Rz. 54
Hier sind lückenlos alle bisherigen erbrechtlichen Verfügungen aufzuführen, auch alle in der Vergangenheit zurückliegenden Verfügungen. Dies, um zum einen die Testierfreiheit des Testators und zum anderen den maßgeblichen letzten Willen des Erblassers feststellen zu können. Dies gilt selbst dann, wenn der Mandant bzw. derjenige, der ein Testament errichten will, davon ausgeht, dass die Verfügungen bereits durch ein jüngeres Testament aufgehoben oder ersetzt worden sind. Im Übrigen kann sich aus einem früheren Testament oder Erbvertrag auch ergeben, dass der Erblasser in seiner Testierfreiheit eingeschränkt ist, so dass jüngere Verfügungen nicht wirksam werden können.
Rz. 55
Hat der Mandant beispielsweise bereits ein gemeinschaftliches Testament errichtet, welches wechselbezüglich und bindend ist, so ist vor der Errichtung einer neuen Verfügung von Todes wegen dieses einseitig durch notariellen Widerruf oder gemeinsam durch ein gemeinschaftliches Aufhebungstestament zu beseitigen. Der notarielle Widerruf muss dem anderen Ehegatten zugestellt werden.
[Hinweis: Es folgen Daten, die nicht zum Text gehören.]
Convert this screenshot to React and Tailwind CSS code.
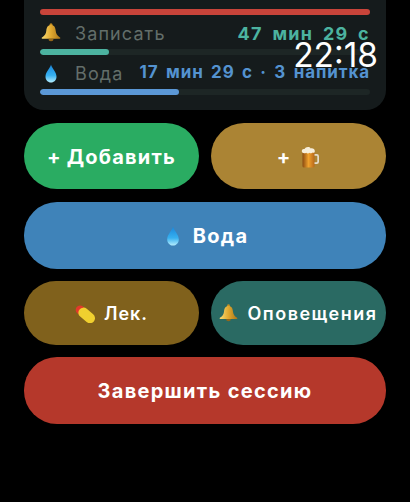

Hierbei ist zu beachten, dass diesem eine Ausfertigung zugehen muss. Der Zugang einer beglaubigten Abschrift ist nicht ausreichend. Ein zwischen den Ehegatten geschlossener Erbvertrag kann ebenfalls durch die Errichtung eines gemeinschaftlichen Testaments aufgehoben werden, § 2292 BGB. Wurde im Rahmen eines Erbvertrags ein Vermächtnis oder eine Auflage angeordnet, können diese vertragsmäßig getroffenen Verfügungen durch den Erblasser durch Testament aufgehoben werden, sofern der Vertragspartner seine Zustimmung in notarieller Form erklärt (§ 2291 BGB).
Rz. 56
In der Bindungswirkung unterscheidet sich das gemeinschaftliche Testament von Ehegatten in der Bindungswirkung vom Erbvertrag dahingehend, dass der Erblasser beim Erbvertrag an seine vertragsmäßige Verfügung endgültig gebunden ist, es sei denn, er hat sich den Rücktritt vom Erbvertrag vorbehalten. Beim gemeinschaftlichen Testament hingegen kann jeder Ehegatte seine wechselbezüglichen Verfügungen zu Lebzeiten des anderen Ehegatten widerrufen.
Rz. 57
Hat sich der Mandant bereits in einem Erbvertrag gebunden, so kann dieser in der Regel nicht mehr einseitig aufgehoben werden. Gleiches gilt für den Fall, dass bei einem bindenden gemeinschaftlichen Testament der erste Todesfall bereits eingetreten ist. Sieht der Erbvertrag oder das gemeinschaftliche Testament allerdings einen Änderungsvorbehalt vor, so ist eine Verfügungsmöglichkeit innerhalb des Änderungsvorbehalts möglich. Im Rahmen der Testamentsgestaltung sollten die Möglichkeiten eines Änderungsvorbehaltes in jedem Falle erörtert werden.
Rz. 58
Ist die Möglichkeit einer Anfechtung (§§ 2078, 2079 BGB) gegeben, dann kann die Verfügungsfreiheit durch Geltendmachung des Anfechtungsrechts wiedererlangt werden. Zu Lebzeiten kann der Erblasser ein einseitiges Testament nicht anfechten, da er es jederzeit widerrufen kann.
Rz. 59
Hat ein Erblasser mehrere Testamente hinterlassen, ohne jeweils das vorangehende aufzuheben, so besteht die Schwierigkeit, den letzten endgültigen Willen zu ermitteln. Im Einzelnen sind hier die §§ 2253 ff. BGB zu berücksichtigen. Es liegt auf der Hand, dass hierbei vorab die einzelnen Verfügungen mit ihrem jeweiligen Inhalt in einer zeitlichen Reihenfolge aufgelistet werden sollten. Dies insbesondere im Hinblick auf § 2258 BGB, wonach ein früheres Testament insoweit aufgehoben wird, als es dem späteren widerspricht.